Les ateliers de M. Hipp, sont consacrés à la fabrication des télégraphes et des appareils électriques. Ils sont connus du monde entier. Je m’y suis attaché surtout à l’examen des chronographes et des pendules, régulateurs, cadrans, horloges électriques.
Un peu avant midi, nous retournons à l’observatoire, M. Bérard et moi. Après avoir assisté à la comparaison des pendules, montres et chronomètres, nous prenons congé de M. Hirsch, en le remerciant de son gracieux accueil et nous rentrons à Neuchatel à 2 heures, pour prendre le train du Locle à 4 h. 13.

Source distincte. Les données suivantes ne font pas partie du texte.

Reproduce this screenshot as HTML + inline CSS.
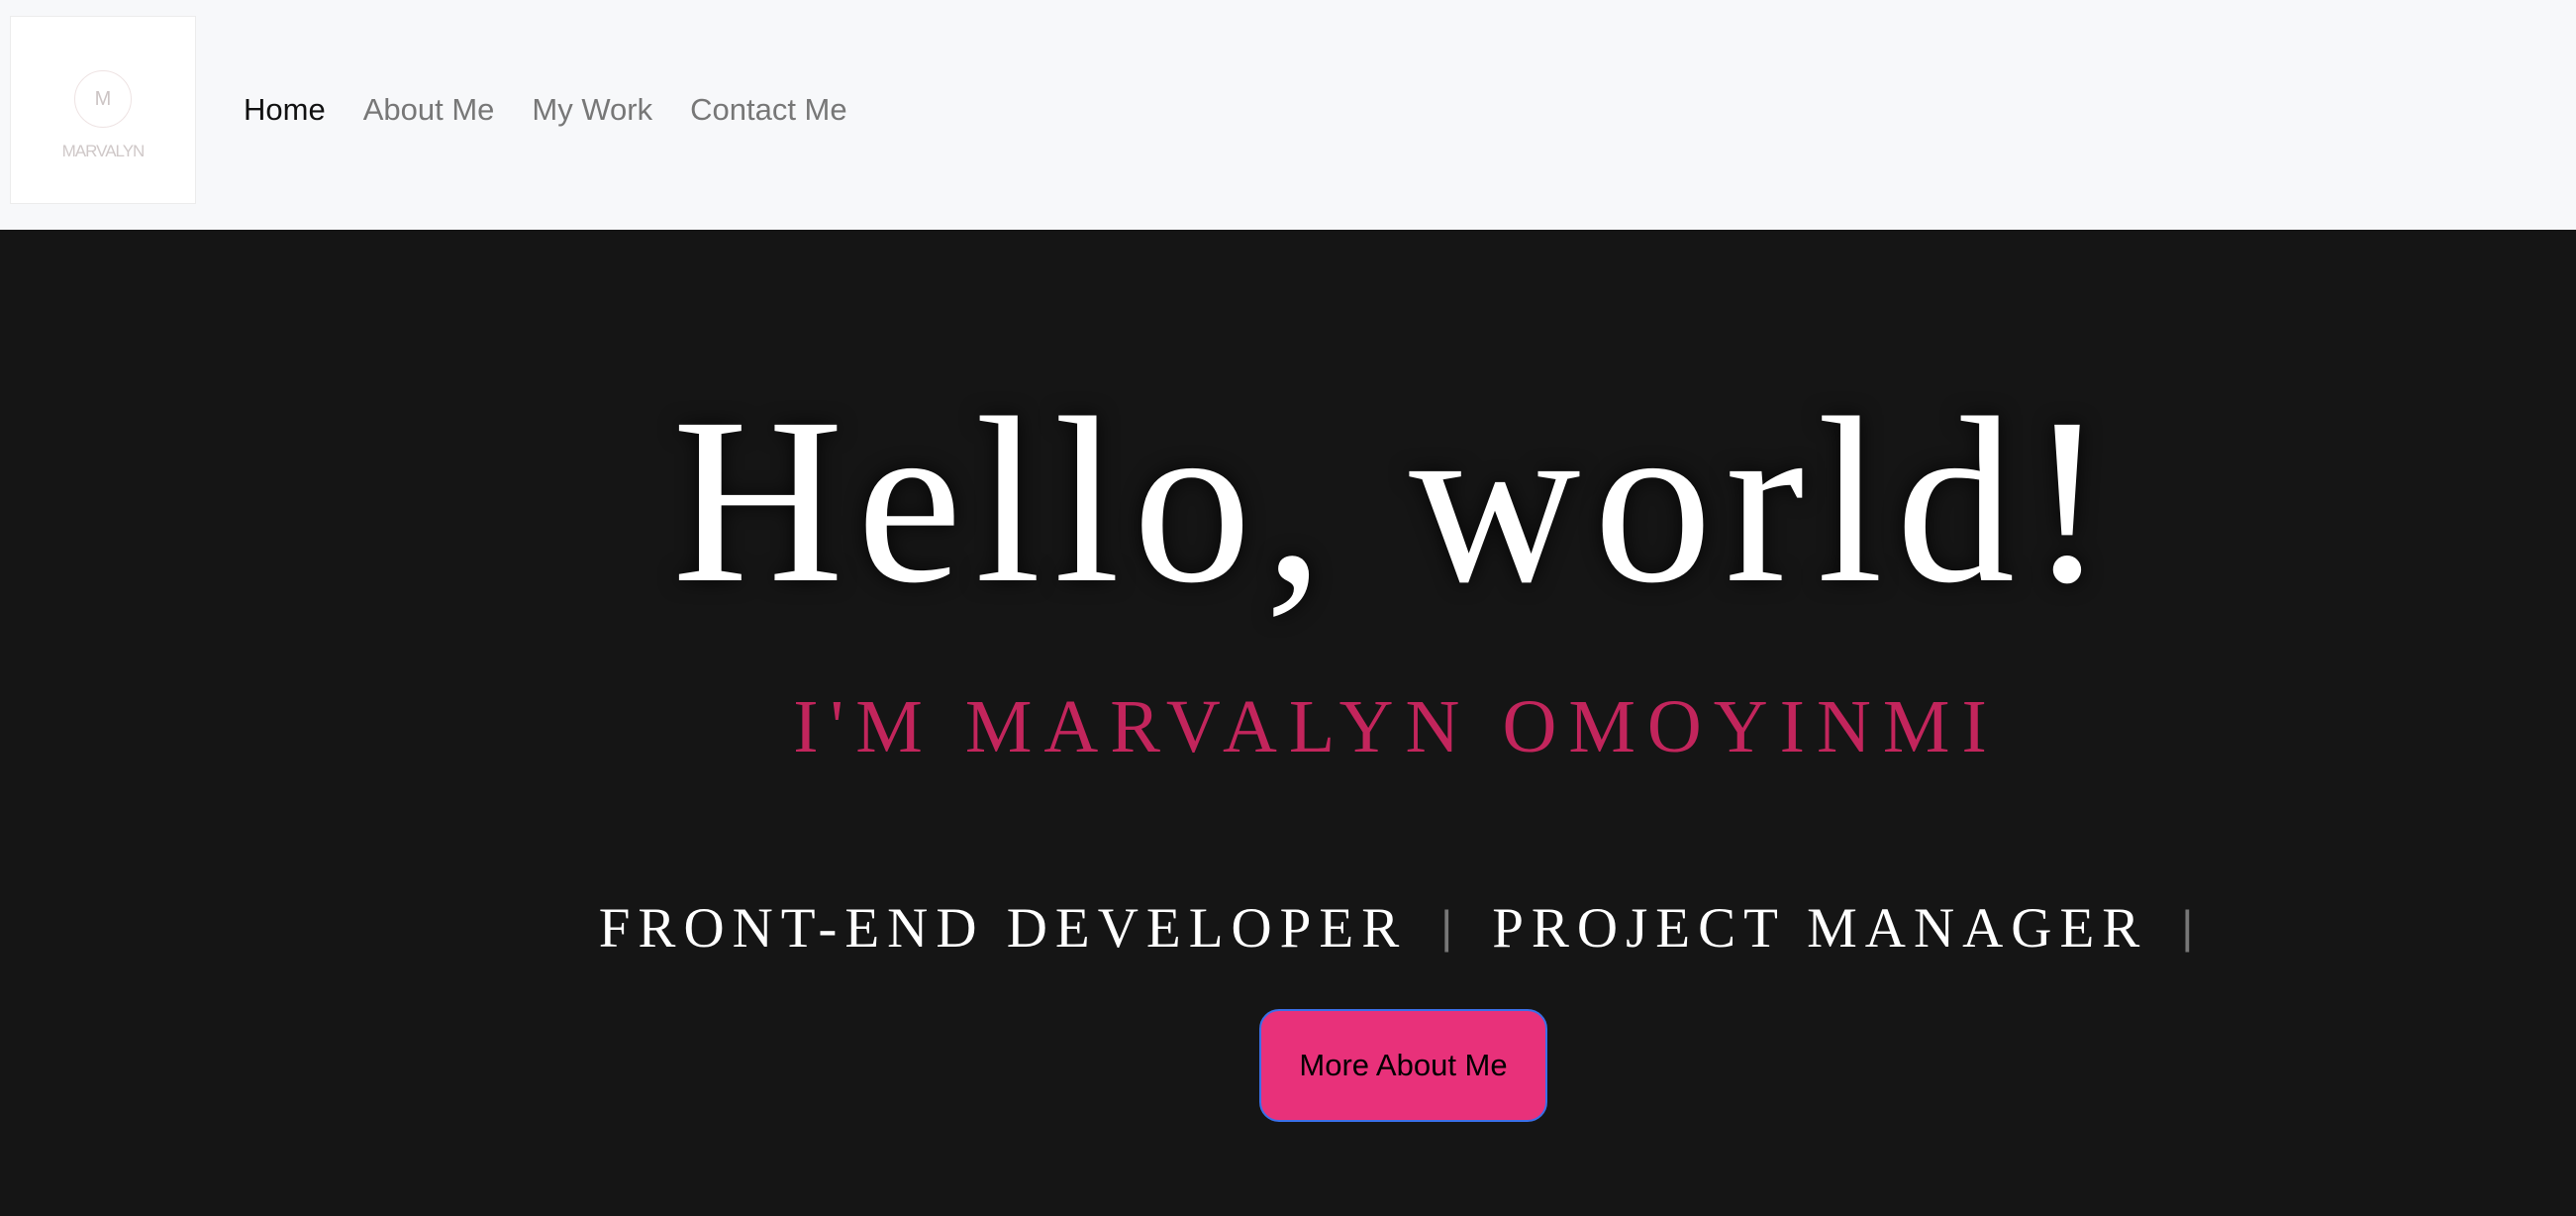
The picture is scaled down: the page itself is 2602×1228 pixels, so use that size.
<!DOCTYPE html>
<html><head><meta charset="utf-8"><style>
html,body{margin:0;padding:0;width:2602px;height:1228px;overflow:hidden;background:#151515;}
.nav{position:absolute;left:0;top:0;width:2602px;height:232px;background:#f7f8fa;}
.logo{position:absolute;left:10px;top:16px;width:186px;height:188px;background:#fff;border:1px solid #ececec;}
.logo .c{position:absolute;left:64px;top:54px;width:56px;height:56px;border:1.5px solid #eee3e3;border-radius:50%;text-align:center;font-family:"Liberation Sans",sans-serif;font-size:20px;line-height:56px;color:#ccc4c4;}
.logo .t{position:absolute;left:0;width:186px;top:126px;text-align:center;font-family:"Liberation Sans",sans-serif;font-size:17px;color:#cfc8c8;letter-spacing:-1px;}
.links{position:absolute;left:246px;top:93px;font-family:"Liberation Sans",sans-serif;font-size:31px;color:#777;white-space:nowrap;}
.links span{margin-right:38px}
.links .a{color:#111}
.c1{position:absolute;left:218px;width:2384px;text-align:center;font-family:"Liberation Serif",serif;white-space:nowrap;}
h1{margin:0;}
.hello{top:378px;font-size:240px;line-height:254px;color:#fff;letter-spacing:13px;font-weight:normal;text-shadow:0 0 20px rgba(0,0,0,.8);}
.sub{top:684px;font-size:76px;line-height:100px;color:#c2255c;letter-spacing:12px;}
.roles{top:898px;font-size:57px;line-height:80px;color:#fff;letter-spacing:8px;}
.roles .bar{color:#777;font-family:"Liberation Sans",sans-serif;font-size:46px;margin:0 40px 0 34px;letter-spacing:0;position:relative;top:-4px}
.btn{position:absolute;left:1272px;top:1019px;width:287px;height:110px;background:#e8317a;border:2px solid #3a6fe8;border-radius:20px;text-align:center;font-family:"Liberation Sans",sans-serif;font-size:31px;line-height:110px;color:#000;}
</style></head><body>
<div class="nav">
 <div class="logo"><div class="c">M</div><div class="t">MARVALYN</div></div>
 <div class="links"><span class="a">Home</span><span>About Me</span><span>My Work</span><span>Contact Me</span></div>
</div>
<h1 class="c1 hello">Hello, world!</h1>
<div class="c1 sub">I'M MARVALYN OMOYINMI</div>
<div class="c1 roles">FRONT-END DEVELOPER<span class="bar">|</span>PROJECT MANAGER<span class="bar" style="margin-right:0">|</span></div>
<div class="btn">More About Me</div>
</body></html>
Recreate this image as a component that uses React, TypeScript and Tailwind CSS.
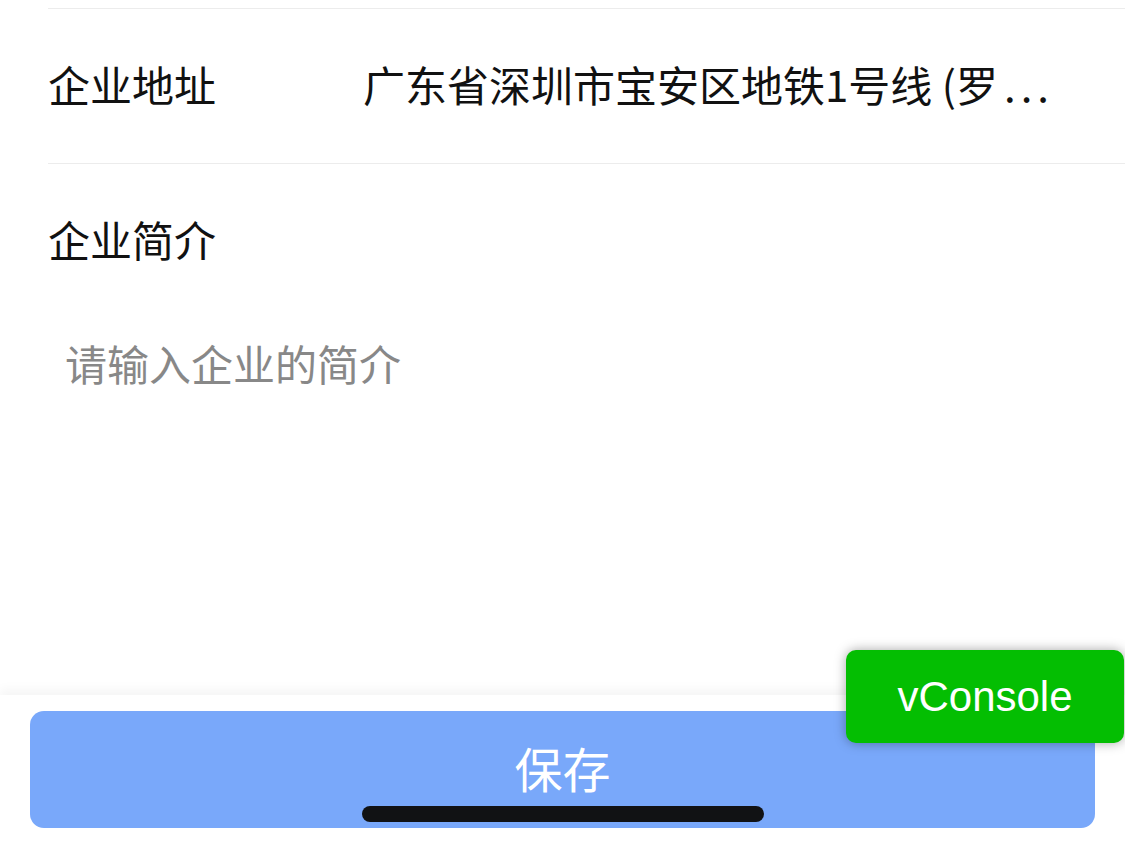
import { useState } from 'react';

const cjk = { fontFamily: '"Noto Sans CJK SC", "Noto Sans", sans-serif' };

const App = () => {
  const [intro, setIntro] = useState('');

  return (
    <div className="relative w-[1125px] h-[845px] overflow-hidden bg-white" style={cjk}>
      <div className="pt-[8px] pl-[48px]">
        {/* Address row */}
        <div className="flex items-center h-[156px] pb-[4px] border-t border-b border-[#ececec]">
          <div className="w-[315px] shrink-0 text-[42px] leading-[50px] text-[#111]">企业地址</div>
          <div className="flex-1 min-w-0 whitespace-nowrap text-[42px] leading-[50px] text-[#111]">
            广东省深圳市宝安区地铁1号线 (罗<span className="ml-[6px] tracking-[0.12em]">...</span>
          </div>
        </div>

        {/* Intro */}
        <div className="pt-[50px] text-[42px] leading-[50px] text-[#111]">企业简介</div>
        <textarea
          value={intro}
          onChange={(e) => setIntro(e.target.value)}
          placeholder="请输入企业的简介"
          className="block mt-[74px] w-[1030px] h-[300px] pl-[17px] resize-none outline-none bg-transparent text-[42px] leading-[50px] text-[#111] placeholder:text-[#888]"
          style={cjk}
        />
      </div>

      {/* Bottom bar */}
      <div className="absolute left-0 right-0 bottom-0 h-[150px] bg-white shadow-[0_-6px_10px_rgba(0,0,0,0.04)] px-[30px] pt-[16px]">
        <button className="w-full h-[117px] rounded-[14px] bg-[#79a8fa] text-white text-[48px] leading-[50px] pb-[6px]" style={cjk}>
          保存
        </button>
      </div>

      {/* Home indicator */}
      <div className="absolute left-[362px] top-[806px] w-[402px] h-[16px] rounded-full bg-[#111214]" />

      {/* vConsole switch */}
      <div
        className="absolute left-[846px] top-[650px] w-[278px] h-[93px] rounded-[10px] bg-[#04be02] shadow-[0_0_12px_rgba(0,0,0,0.35)] flex items-center justify-center text-white text-[42px]"
        style={{ fontFamily: '"Liberation Sans", Arial, sans-serif' }}
      >
        vConsole
      </div>
    </div>
  );
};

export default App;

Le temps est devenu très beau. En passant une dernière fois devant le lac, si brumeux la veille, pour examiner le limnimètre de M. Hipp, nous éprouvons un saisissement indescriptible.
Des volées de mouettes, innombrables, flottent, crient, voltigent, bataillent sur les eaux resplendissantes, au-delà desquelles on croirait pouvoir suivre, avec la main, le profil immense de la chaîne des Alpes, sous les plis du manteau de neige qui la recouvre et étincelle aux yeux éblouis.